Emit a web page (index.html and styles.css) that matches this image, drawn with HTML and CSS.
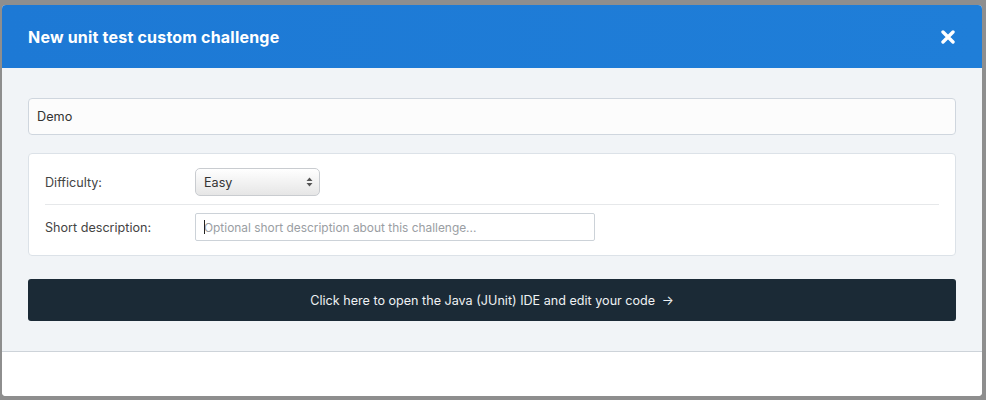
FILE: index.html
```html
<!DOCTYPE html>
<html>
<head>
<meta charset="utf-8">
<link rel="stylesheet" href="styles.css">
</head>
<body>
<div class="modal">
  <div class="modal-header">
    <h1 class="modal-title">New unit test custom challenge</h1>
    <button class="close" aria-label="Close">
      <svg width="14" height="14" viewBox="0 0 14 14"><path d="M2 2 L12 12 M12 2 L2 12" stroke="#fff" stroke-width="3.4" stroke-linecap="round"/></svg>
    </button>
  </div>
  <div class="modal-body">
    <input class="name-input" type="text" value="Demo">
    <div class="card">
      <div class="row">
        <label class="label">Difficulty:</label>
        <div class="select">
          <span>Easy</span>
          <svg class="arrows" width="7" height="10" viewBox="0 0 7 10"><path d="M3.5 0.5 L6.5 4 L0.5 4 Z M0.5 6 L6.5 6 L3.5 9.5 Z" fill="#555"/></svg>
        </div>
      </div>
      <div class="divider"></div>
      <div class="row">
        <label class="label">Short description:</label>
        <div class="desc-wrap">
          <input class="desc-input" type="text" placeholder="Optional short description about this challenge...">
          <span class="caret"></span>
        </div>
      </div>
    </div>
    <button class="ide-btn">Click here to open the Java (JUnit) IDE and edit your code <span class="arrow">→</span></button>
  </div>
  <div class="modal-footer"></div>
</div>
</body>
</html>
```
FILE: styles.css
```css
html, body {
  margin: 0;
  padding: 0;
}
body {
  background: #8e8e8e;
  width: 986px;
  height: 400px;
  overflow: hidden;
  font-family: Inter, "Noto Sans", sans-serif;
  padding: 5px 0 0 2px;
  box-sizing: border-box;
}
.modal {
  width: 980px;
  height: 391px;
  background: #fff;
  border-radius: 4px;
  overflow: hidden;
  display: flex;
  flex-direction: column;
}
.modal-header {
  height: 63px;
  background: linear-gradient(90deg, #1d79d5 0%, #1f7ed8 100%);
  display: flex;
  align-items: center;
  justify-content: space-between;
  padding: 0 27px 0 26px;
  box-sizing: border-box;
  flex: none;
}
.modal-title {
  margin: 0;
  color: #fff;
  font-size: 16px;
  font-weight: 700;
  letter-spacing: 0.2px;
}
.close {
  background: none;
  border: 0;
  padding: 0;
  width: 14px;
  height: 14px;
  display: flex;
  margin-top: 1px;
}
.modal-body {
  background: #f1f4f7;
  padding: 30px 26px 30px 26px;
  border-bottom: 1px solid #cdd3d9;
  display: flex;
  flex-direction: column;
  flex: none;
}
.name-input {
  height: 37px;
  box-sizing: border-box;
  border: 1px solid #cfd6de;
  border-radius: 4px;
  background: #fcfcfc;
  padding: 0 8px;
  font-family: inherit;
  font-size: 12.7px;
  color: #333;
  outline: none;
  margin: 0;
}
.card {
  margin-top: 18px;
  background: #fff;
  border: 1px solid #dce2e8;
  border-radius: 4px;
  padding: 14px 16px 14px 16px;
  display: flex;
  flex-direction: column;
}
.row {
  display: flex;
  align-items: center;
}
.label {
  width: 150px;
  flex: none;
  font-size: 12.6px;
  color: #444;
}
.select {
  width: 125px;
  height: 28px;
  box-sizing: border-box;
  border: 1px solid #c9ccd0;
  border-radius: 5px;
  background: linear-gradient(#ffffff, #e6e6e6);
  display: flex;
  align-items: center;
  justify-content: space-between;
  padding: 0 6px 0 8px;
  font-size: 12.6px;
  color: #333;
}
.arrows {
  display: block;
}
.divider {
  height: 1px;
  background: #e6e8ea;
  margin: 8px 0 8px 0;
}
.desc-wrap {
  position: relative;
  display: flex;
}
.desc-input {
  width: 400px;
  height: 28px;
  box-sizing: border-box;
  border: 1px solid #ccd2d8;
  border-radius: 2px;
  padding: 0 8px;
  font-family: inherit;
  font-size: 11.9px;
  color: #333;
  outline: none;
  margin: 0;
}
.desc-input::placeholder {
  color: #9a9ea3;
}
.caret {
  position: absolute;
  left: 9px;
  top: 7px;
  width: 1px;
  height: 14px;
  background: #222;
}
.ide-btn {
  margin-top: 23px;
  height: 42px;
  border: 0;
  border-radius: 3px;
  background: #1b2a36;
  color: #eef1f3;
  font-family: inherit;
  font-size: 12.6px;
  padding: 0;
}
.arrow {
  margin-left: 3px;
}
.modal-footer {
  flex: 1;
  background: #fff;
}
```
★ ★ ★
EXERCISE
Restate the data above exactly, stripping out each image.

SOLVED PROBLEM
Emit a web page (index.html and styles.css) that matches this image, drawn with HTML and CSS.
FILE: index.html
```html
<!DOCTYPE html>
<html>
<head>
<meta charset="utf-8">
<link rel="stylesheet" href="styles.css">
</head>
<body>
<div class="modal">
  <div class="modal-header">
    <h1 class="modal-title">New unit test custom challenge</h1>
    <button class="close" aria-label="Close">
      <svg width="14" height="14" viewBox="0 0 14 14"><path d="M2 2 L12 12 M12 2 L2 12" stroke="#fff" stroke-width="3.4" stroke-linecap="round"/></svg>
    </button>
  </div>
  <div class="modal-body">
    <input class="name-input" type="text" value="Demo">
    <div class="card">
      <div class="row">
        <label class="label">Difficulty:</label>
        <div class="select">
          <span>Easy</span>
          <svg class="arrows" width="7" height="10" viewBox="0 0 7 10"><path d="M3.5 0.5 L6.5 4 L0.5 4 Z M0.5 6 L6.5 6 L3.5 9.5 Z" fill="#555"/></svg>
        </div>
      </div>
      <div class="divider"></div>
      <div class="row">
        <label class="label">Short description:</label>
        <div class="desc-wrap">
          <input class="desc-input" type="text" placeholder="Optional short description about this challenge...">
          <span class="caret"></span>
        </div>
      </div>
    </div>
    <button class="ide-btn">Click here to open the Java (JUnit) IDE and edit your code <span class="arrow">→</span></button>
  </div>
  <div class="modal-footer"></div>
</div>
</body>
</html>
```
FILE: styles.css
```css
html, body {
  margin: 0;
  padding: 0;
}
body {
  background: #8e8e8e;
  width: 986px;
  height: 400px;
  overflow: hidden;
  font-family: Inter, "Noto Sans", sans-serif;
  padding: 5px 0 0 2px;
  box-sizing: border-box;
}
.modal {
  width: 980px;
  height: 391px;
  background: #fff;
  border-radius: 4px;
  overflow: hidden;
  display: flex;
  flex-direction: column;
}
.modal-header {
  height: 63px;
  background: linear-gradient(90deg, #1d79d5 0%, #1f7ed8 100%);
  display: flex;
  align-items: center;
  justify-content: space-between;
  padding: 0 27px 0 26px;
  box-sizing: border-box;
  flex: none;
}
.modal-title {
  margin: 0;
  color: #fff;
  font-size: 16px;
  font-weight: 700;
  letter-spacing: 0.2px;
}
.close {
  background: none;
  border: 0;
  padding: 0;
  width: 14px;
  height: 14px;
  display: flex;
  margin-top: 1px;
}
.modal-body {
  background: #f1f4f7;
  padding: 30px 26px 30px 26px;
  border-bottom: 1px solid #cdd3d9;
  display: flex;
  flex-direction: column;
  flex: none;
}
.name-input {
  height: 37px;
  box-sizing: border-box;
  border: 1px solid #cfd6de;
  border-radius: 4px;
  background: #fcfcfc;
  padding: 0 8px;
  font-family: inherit;
  font-size: 12.7px;
  color: #333;
  outline: none;
  margin: 0;
}
.card {
  margin-top: 18px;
  background: #fff;
  border: 1px solid #dce2e8;
  border-radius: 4px;
  padding: 14px 16px 14px 16px;
  display: flex;
  flex-direction: column;
}
.row {
  display: flex;
  align-items: center;
}
.label {
  width: 150px;
  flex: none;
  font-size: 12.6px;
  color: #444;
}
.select {
  width: 125px;
  height: 28px;
  box-sizing: border-box;
  border: 1px solid #c9ccd0;
  border-radius: 5px;
  background: linear-gradient(#ffffff, #e6e6e6);
  display: flex;
  align-items: center;
  justify-content: space-between;
  padding: 0 6px 0 8px;
  font-size: 12.6px;
  color: #333;
}
.arrows {
  display: block;
}
.divider {
  height: 1px;
  background: #e6e8ea;
  margin: 8px 0 8px 0;
}
.desc-wrap {
  position: relative;
  display: flex;
}
.desc-input {
  width: 400px;
  height: 28px;
  box-sizing: border-box;
  border: 1px solid #ccd2d8;
  border-radius: 2px;
  padding: 0 8px;
  font-family: inherit;
  font-size: 11.9px;
  color: #333;
  outline: none;
  margin: 0;
}
.desc-input::placeholder {
  color: #9a9ea3;
}
.caret {
  position: absolute;
  left: 9px;
  top: 7px;
  width: 1px;
  height: 14px;
  background: #222;
}
.ide-btn {
  margin-top: 23px;
  height: 42px;
  border: 0;
  border-radius: 3px;
  background: #1b2a36;
  color: #eef1f3;
  font-family: inherit;
  font-size: 12.6px;
  padding: 0;
}
.arrow {
  margin-left: 3px;
}
.modal-footer {
  flex: 1;
  background: #fff;
}
```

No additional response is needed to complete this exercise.